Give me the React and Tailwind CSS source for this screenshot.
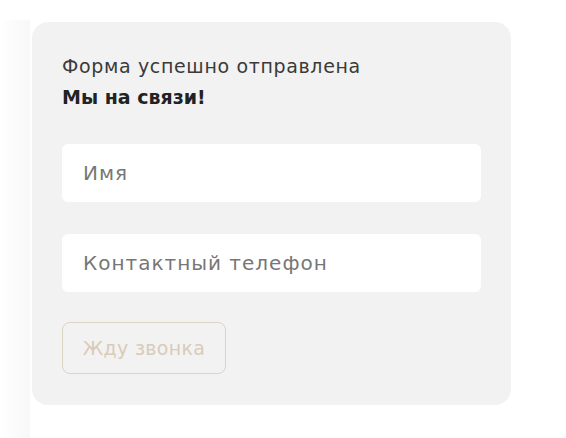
export default function App() {
  return (
    <div
      className="flex h-[438px] w-[566px] bg-white"
      style={{ fontFamily: '"DejaVu Sans", "Open Sans", sans-serif' }}
    >
      {/* faint edge of the neighbouring block */}
      <div className="mt-[20px] h-[418px] w-[30px] shrink-0 bg-gradient-to-r from-white via-[#fbfbfb] to-[#f8f8f8]" />
      <div className="w-[2px] shrink-0" />
      <div className="mt-[22px] h-[383px] w-[479px] rounded-[16px] bg-[#f2f2f2] px-[30px] pt-[31px]">
        <p className="text-[19px] leading-[26px] tracking-[0.65px] text-[#3a3a3a]">
          Форма успешно отправлена
        </p>
        <p className="mt-[4px] text-[19px] leading-[28px] font-bold text-[#222]">
          Мы на связи!
        </p>

        <form className="mt-[33px] flex flex-col gap-[32px]">
          <input
            type="text"
            placeholder="Имя"
            className="h-[58px] w-[419px] rounded-[6px] bg-white px-[21px] text-[20px] tracking-[1px] text-[#333] outline-none placeholder:text-[#777]"
          />
          <input
            type="tel"
            placeholder="Контактный телефон"
            className="h-[58px] w-[419px] rounded-[6px] bg-white px-[21px] text-[20px] tracking-[1px] text-[#333] outline-none placeholder:text-[#777]"
          />
          <button
            type="button"
            className="-mt-[2px] h-[52px] w-[164px] rounded-[8px] border border-[#ddd3c3] text-[19px] tracking-[0.3px] text-[#d9cbb8]"
          >
            Жду звонка
          </button>
        </form>
      </div>
    </div>
  );
}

§ **YOUR TASK**: Return each line of the data, keeping its wording exact and omitting pictures.

§ **EXERCISE SOLUTION**:
Give me the React and Tailwind CSS source for this screenshot.
export default function App() {
  return (
    <div
      className="flex h-[438px] w-[566px] bg-white"
      style={{ fontFamily: '"DejaVu Sans", "Open Sans", sans-serif' }}
    >
      {/* faint edge of the neighbouring block */}
      <div className="mt-[20px] h-[418px] w-[30px] shrink-0 bg-gradient-to-r from-white via-[#fbfbfb] to-[#f8f8f8]" />
      <div className="w-[2px] shrink-0" />
      <div className="mt-[22px] h-[383px] w-[479px] rounded-[16px] bg-[#f2f2f2] px-[30px] pt-[31px]">
        <p className="text-[19px] leading-[26px] tracking-[0.65px] text-[#3a3a3a]">
          Форма успешно отправлена
        </p>
        <p className="mt-[4px] text-[19px] leading-[28px] font-bold text-[#222]">
          Мы на связи!
        </p>

        <form className="mt-[33px] flex flex-col gap-[32px]">
          <input
            type="text"
            placeholder="Имя"
            className="h-[58px] w-[419px] rounded-[6px] bg-white px-[21px] text-[20px] tracking-[1px] text-[#333] outline-none placeholder:text-[#777]"
          />
          <input
            type="tel"
            placeholder="Контактный телефон"
            className="h-[58px] w-[419px] rounded-[6px] bg-white px-[21px] text-[20px] tracking-[1px] text-[#333] outline-none placeholder:text-[#777]"
          />
          <button
            type="button"
            className="-mt-[2px] h-[52px] w-[164px] rounded-[8px] border border-[#ddd3c3] text-[19px] tracking-[0.3px] text-[#d9cbb8]"
          >
            Жду звонка
          </button>
        </form>
      </div>
    </div>
  );
}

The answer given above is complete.